Por los datos estadísticos, el 80 por ciento de las niñas violentadas proceden de familias migrantes, viven en cuartos hacinados y sus hogares están desintegrados. Otras 482 chicas madres tenían menos de 16 años y 1.177 no habían cumplido los 18. No eran bachilleres, ni podían votar pero ya cargaban la responsabilidad de la maternidad. En ningún caso, los padres asumieron su rol.
Sucedía antes, quizá sí, quizá no. Los embarazos no deseados se ocultaban en conventos rurales o en casas de hacienda. Quizá no eran tan frecuentes como en este siglo de miserias. Lo que es seguro es que no se puede callar, leer la noticia y pasar sencillamente la página o —como hizo una presentadora después de informar de uno de estos casos— “y ahora vamos a las buenas noticias, mañana hará sol en todo el país”.
Es difícil examinar la nota y mucho más dar una opinión unidireccional, sin aristas. ¿Qué hacer? La lucha contra la pobreza seguramente será la mejor prevención, mas es la más difícil y entre tanto avanza esta tragedia.

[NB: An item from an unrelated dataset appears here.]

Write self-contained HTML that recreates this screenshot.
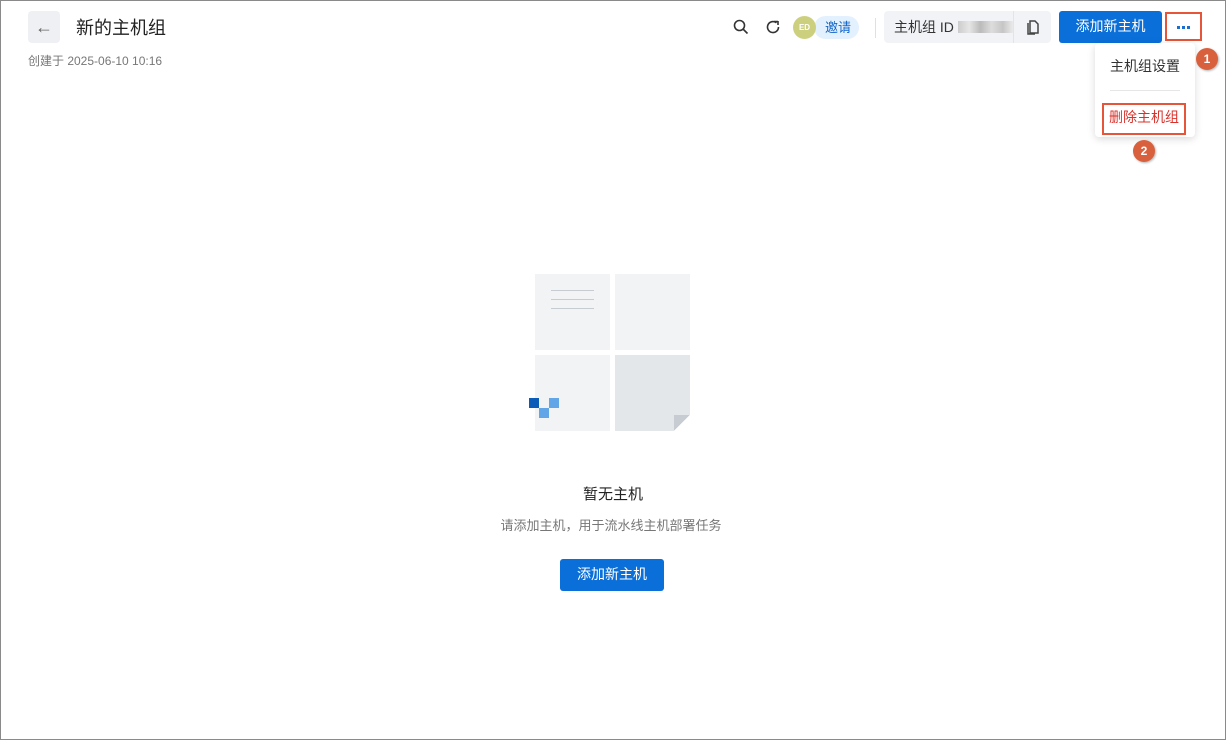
<!DOCTYPE html>
<html><head><meta charset="utf-8"><style>
*{margin:0;padding:0;box-sizing:border-box}
body{width:1226px;height:740px;background:#fff;font-family:"Liberation Sans","Noto Sans CJK SC",sans-serif;position:relative;overflow:hidden}
.a{position:absolute}
.btn{background:#0a6fd8;color:#fff;border-radius:3px;font-size:14px;display:flex;align-items:center;justify-content:center}
.badge{width:22px;height:22px;border-radius:50%;background:#d9603d;color:#fff;font-size:12px;font-weight:bold;display:flex;align-items:center;justify-content:center;box-shadow:1px 1px 2px rgba(0,0,0,.3)}
.tile{position:absolute;background:#f2f3f5}
.d{position:absolute;width:3px;height:3px;background:#1a6fd3;top:26px}
</style></head><body>
<div class="a" style="left:0;top:0;width:1226px;height:740px;border:1px solid #8a8a8a;z-index:9;pointer-events:none"></div>
<div class="a" style="left:28px;top:11px;width:32px;height:32px;background:#eef0f3;border-radius:4px;color:#666;font-size:18px;display:flex;align-items:center;justify-content:center">←</div>
<div class="a" style="left:76px;top:14px;font-size:18px;color:#222">新的主机组</div>
<div class="a" style="left:28px;top:52px;font-size:12px;color:#777">创建于 2025-06-10 10:16</div>

<svg class="a" style="left:733px;top:19px" width="16" height="16" viewBox="0 0 16 16"><circle cx="6.5" cy="6.5" r="5" fill="none" stroke="#333" stroke-width="1.6"/><path d="M10 10l4.5 4.5" stroke="#333" stroke-width="1.6"/></svg>
<svg class="a" style="left:765px;top:19px" width="16" height="16" viewBox="0 0 16 16"><path d="M13.5 8A5.5 5.5 0 1 1 11.5 3.8" fill="none" stroke="#333" stroke-width="1.6"/><path d="M9 2.5h4v-0.5v4" fill="none" stroke="#333" stroke-width="1.6"/></svg>
<div class="a" style="left:814px;top:16px;width:45px;height:23px;background:#e3f0fd;border-radius:12px;color:#1366c9;font-size:13px;line-height:23px;padding-left:11px">邀请</div>
<div class="a" style="left:793px;top:16px;width:23px;height:23px;border-radius:50%;background:#ccd07e;color:#fff;font-size:8px;font-weight:bold;display:flex;align-items:center;justify-content:center">ED</div>
<div class="a" style="left:875px;top:18px;width:1px;height:20px;background:#e0e0e0"></div>
<div class="a" style="left:884px;top:11px;width:167px;height:32px;background:#f1f3f6;border-radius:4px"></div>
<div class="a" style="left:894px;top:17px;font-size:14px;color:#333">主机组 ID</div>
<div class="a" style="left:958px;top:21px;width:56px;height:12px;background:linear-gradient(90deg,#ccc,#e6e6e6,#bbb,#ddd,#c6c6c6,#eee)"></div>
<div class="a" style="left:1013px;top:11px;width:1px;height:32px;background:#e2e4e8"></div>
<svg class="a" style="left:1025px;top:18px" width="16" height="17" viewBox="0 0 16 17"><path d="M5 3h5l3 3v9H5z" fill="none" stroke="#444" stroke-width="1.5"/><path d="M3 5v11h7" fill="none" stroke="#444" stroke-width="1.5"/></svg>
<div class="a btn" style="left:1059px;top:11px;width:103px;height:32px;padding-bottom:2px">添加新主机</div>
<div class="a" style="left:1165px;top:12px;width:37px;height:29px;border:2px solid #e4553a"></div>
<div class="d" style="left:1177px"></div><div class="d" style="left:1182px"></div><div class="d" style="left:1187px"></div>

<div class="a" style="left:1095px;top:43px;width:100px;height:94px;background:#fff;border-radius:4px;box-shadow:0 2px 8px rgba(0,0,0,.15)"></div>
<div class="a" style="left:1110px;top:56px;font-size:14px;color:#333">主机组设置</div>
<div class="a" style="left:1110px;top:90px;width:70px;height:1px;background:#e6e6e6"></div>
<div class="a" style="left:1102px;top:103px;width:84px;height:32px;border:2px solid #e4553a"></div>
<div class="a" style="left:1109px;top:107px;font-size:14px;color:#d9322b">删除主机组</div>
<div class="a badge" style="left:1196px;top:48px">1</div>
<div class="a badge" style="left:1133px;top:140px">2</div>

<div class="tile" style="left:535px;top:274px;width:75px;height:76px"></div>
<div class="tile" style="left:615px;top:274px;width:75px;height:76px"></div>
<div class="tile" style="left:535px;top:355px;width:75px;height:76px"></div>
<div class="tile" style="left:615px;top:355px;width:75px;height:76px;background:#e4e7ea"></div>
<div class="a" style="left:551px;top:290px;width:43px;height:1px;background:#c7ccd3"></div>
<div class="a" style="left:551px;top:299px;width:43px;height:1px;background:#c7ccd3"></div>
<div class="a" style="left:551px;top:308px;width:43px;height:1px;background:#c7ccd3"></div>
<div class="a" style="left:674px;top:415px;width:16px;height:16px;background:linear-gradient(135deg,#c6ccd2 50%,#fff 50%)"></div>
<div class="a" style="left:529px;top:398px;width:10px;height:10px;background:#0b5cb8"></div>
<div class="a" style="left:549px;top:398px;width:10px;height:10px;background:#63a6e8"></div>
<div class="a" style="left:539px;top:408px;width:10px;height:10px;background:#63a6e8"></div>

<div class="a" style="left:0;width:1226px;top:483px;text-align:center;font-size:15px;color:#222">暂无主机</div>
<div class="a" style="left:-2px;width:1226px;top:515px;text-align:center;font-size:13px;color:#777">请添加主机，用于流水线主机部署任务</div>
<div class="a btn" style="left:560px;top:559px;width:104px;height:32px;padding-bottom:2px">添加新主机</div>
</body></html>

La denuncia contra los autores es seguramente la primera tarea. El silencio es prolongar el mal. Denuncias que deben ser mantenidas con procesos por alguna entidad estatal porque en la mayoría de los casos por la misma pobreza, la ignorancia, el miedo, las afectadas o sus familias prefieren abandonar el caso o, como máximo, llegar a un “arreglo” monetario. Las cárceles encierran a pocos culpables y la impunidad convoca a más delitos. Más bien, los castigos deberían agravarse, sin derechos.
Hay corrientes que quieren respuestas rápidas como fomentar el aborto, cuando aquello es igual o más dramático y no es con el ahogamiento del inocente como se saldarán cuentas de la sociedad. Tampoco retroceder a la pena de muerte del violador.
Debemos recobrar una educación basada en valores, sobre todo la que daban las mujeres de la casa, abuelas y madres. El sentido del deber, del respeto, de la responsabilidad de los actos. Debemos recuperar el amor, la esencia del amor, que es nuestra distinción entre los otros seres vivos. Amar como garantía de vida.